• **REQUIRED TASK**: Set out each line from the following listing that includes the word "React".

• **DATASET EXCERPT**:
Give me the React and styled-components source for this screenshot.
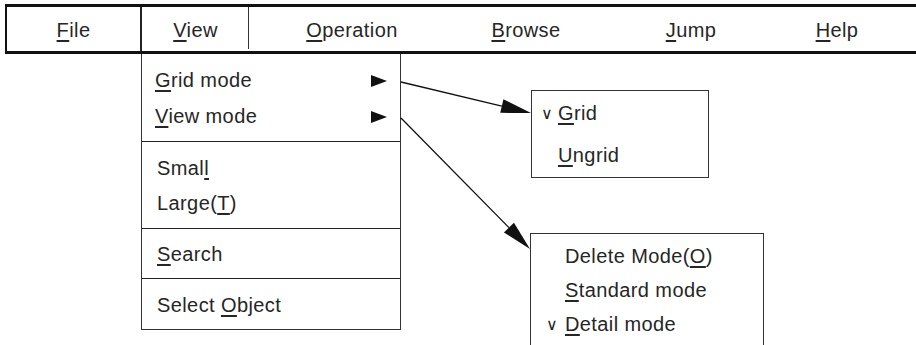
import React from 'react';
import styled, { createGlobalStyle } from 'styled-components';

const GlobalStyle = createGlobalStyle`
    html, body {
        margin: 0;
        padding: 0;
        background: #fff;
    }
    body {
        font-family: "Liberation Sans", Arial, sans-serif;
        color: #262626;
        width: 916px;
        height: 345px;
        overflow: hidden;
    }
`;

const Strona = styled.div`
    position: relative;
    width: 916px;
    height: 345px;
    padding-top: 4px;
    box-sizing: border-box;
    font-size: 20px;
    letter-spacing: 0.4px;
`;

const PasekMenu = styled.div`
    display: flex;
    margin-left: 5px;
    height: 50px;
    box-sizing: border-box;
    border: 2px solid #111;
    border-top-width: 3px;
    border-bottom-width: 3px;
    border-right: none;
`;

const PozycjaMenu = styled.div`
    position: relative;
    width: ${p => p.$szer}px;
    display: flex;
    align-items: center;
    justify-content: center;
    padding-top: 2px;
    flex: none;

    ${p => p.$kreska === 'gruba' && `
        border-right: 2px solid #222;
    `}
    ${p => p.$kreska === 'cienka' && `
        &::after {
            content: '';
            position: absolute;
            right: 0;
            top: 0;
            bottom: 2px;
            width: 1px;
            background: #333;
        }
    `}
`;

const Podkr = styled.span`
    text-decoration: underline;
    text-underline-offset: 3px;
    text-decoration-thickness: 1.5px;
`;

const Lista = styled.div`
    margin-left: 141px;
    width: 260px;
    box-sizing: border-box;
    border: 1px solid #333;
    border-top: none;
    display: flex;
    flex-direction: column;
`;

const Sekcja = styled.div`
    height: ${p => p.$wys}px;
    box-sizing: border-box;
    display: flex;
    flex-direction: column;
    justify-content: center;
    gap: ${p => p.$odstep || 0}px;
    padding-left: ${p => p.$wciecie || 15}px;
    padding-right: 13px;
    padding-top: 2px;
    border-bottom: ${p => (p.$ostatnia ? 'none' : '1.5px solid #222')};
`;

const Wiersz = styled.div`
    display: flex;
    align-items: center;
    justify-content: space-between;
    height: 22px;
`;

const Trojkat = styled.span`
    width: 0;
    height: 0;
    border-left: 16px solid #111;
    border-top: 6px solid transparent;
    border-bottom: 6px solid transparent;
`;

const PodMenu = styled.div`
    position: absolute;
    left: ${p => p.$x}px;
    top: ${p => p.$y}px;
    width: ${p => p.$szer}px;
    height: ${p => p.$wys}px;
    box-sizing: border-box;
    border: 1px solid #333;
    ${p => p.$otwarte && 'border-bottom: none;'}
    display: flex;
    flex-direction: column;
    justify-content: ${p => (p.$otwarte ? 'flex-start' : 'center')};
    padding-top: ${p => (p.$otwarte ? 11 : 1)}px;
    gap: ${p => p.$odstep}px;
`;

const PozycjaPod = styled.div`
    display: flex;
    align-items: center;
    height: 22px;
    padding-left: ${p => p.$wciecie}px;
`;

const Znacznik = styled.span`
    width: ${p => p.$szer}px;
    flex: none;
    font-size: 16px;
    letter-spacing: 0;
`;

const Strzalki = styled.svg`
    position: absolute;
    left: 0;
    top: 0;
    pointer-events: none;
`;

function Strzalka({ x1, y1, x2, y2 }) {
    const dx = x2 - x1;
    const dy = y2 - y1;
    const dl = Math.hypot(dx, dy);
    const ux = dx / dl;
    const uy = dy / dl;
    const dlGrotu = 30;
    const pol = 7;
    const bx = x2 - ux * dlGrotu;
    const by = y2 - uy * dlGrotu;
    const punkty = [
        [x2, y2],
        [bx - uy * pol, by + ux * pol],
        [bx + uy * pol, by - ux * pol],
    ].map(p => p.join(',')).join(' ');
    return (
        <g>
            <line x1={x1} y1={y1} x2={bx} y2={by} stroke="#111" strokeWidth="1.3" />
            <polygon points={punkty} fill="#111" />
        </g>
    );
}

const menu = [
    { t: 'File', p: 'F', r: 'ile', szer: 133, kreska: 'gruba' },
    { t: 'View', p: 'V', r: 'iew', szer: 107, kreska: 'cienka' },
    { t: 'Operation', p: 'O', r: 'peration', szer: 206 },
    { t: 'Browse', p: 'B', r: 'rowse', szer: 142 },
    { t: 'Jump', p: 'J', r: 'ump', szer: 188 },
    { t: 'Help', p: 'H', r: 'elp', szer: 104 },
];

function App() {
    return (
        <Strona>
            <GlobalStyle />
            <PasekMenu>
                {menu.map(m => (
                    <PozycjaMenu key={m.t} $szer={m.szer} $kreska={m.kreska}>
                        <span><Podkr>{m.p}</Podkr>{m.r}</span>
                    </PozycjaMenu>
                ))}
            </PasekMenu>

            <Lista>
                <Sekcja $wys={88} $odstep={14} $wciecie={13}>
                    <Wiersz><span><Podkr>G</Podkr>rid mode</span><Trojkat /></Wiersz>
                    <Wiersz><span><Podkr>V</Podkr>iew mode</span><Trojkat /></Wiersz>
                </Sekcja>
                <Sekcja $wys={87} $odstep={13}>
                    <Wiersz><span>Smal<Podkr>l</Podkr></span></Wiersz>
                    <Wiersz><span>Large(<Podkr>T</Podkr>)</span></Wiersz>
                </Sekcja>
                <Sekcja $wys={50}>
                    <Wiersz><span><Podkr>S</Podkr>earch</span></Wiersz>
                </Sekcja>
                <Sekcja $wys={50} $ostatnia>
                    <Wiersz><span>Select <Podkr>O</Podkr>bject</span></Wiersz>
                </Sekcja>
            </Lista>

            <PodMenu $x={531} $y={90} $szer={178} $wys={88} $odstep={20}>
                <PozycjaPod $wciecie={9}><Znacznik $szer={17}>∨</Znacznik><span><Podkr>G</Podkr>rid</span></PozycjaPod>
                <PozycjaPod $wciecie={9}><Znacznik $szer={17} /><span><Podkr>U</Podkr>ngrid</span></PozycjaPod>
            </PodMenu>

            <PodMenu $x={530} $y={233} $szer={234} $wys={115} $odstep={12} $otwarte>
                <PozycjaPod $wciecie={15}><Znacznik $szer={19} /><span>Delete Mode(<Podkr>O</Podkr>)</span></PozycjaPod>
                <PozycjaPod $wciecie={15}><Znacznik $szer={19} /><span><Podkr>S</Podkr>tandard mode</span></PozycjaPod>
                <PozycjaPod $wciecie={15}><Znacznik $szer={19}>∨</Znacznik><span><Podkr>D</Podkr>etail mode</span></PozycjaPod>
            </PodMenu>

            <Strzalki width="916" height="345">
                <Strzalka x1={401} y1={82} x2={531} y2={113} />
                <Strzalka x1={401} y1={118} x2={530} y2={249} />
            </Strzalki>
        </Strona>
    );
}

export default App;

• **RESULT BELOW**:
Give me the React and styled-components source for this screenshot.
import React from 'react';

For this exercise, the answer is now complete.